Without a doubt, Rowan Atkinson’s crowning achievement to date is Mr.Bean. He may well have done better series before it, like the incomparable Blackadder – but Bean is what most people think of when they think of Rowan. In fact, if people see him, they will most likely say, “Look, it’s Mr.Bean!”, rather than use his real name.
Why this is, is because Rowan perfected the art of starring in a comedy which, unlike Blackadder, had little dialogue. Blackadder relied on sarcasm, wit, and stinging comments to draw laughter. Bean was little more than a mime on screen. He had to rely on other methods to express his emotions – mainly using comical facial expressions and body language.
Long before Bean, he was called a “big-nosed, rubber-faced b@stard” (a scene in Blackadder III), but it was truly in Bean that you saw this in full.

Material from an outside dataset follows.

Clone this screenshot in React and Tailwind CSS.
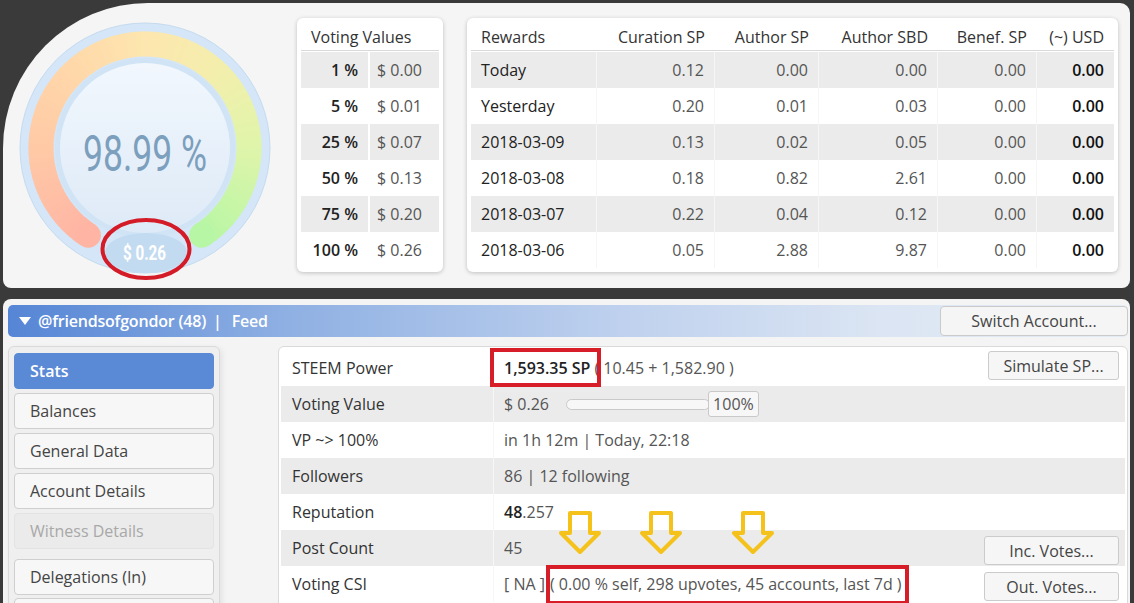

So why am I talking about Mr. Bean here anyway? Well, besides that fact that the original British series celebrated its 20th anniversary this year, it’s because while watching certain episodes, I tend to get a tingle or two. By now, if you read this blog regularly, you’ll know what I’m on about when I say “tingle”.
The thing is, like I said, with the lack of dialogue, Rowan is forced to use other means of keeping your attention. In addition to the previously mentioned rubber-faced expressions, while committing some of his hilarious antics, he’ll often use sounds and careful motions to demonstrate his intent. Like the scene where he’s in the Church sitting next to the rather wary parishioner, and he wants to get a sweet out of his pocket, for example. Or perhaps in some scenes if Bean finds something interesting, he’ll gasp or do some other sort of mouth movement which doesn’t include speech.
People within the ASMR community have often said that watching somebody do something carefully or intricately will sometimes trigger an event for them. I think that Bean is probably one of the few examples I can think of when it comes to TV.
But I’m talking about the British series from the 90’s, mind you – not the Americanised adaptations that came after.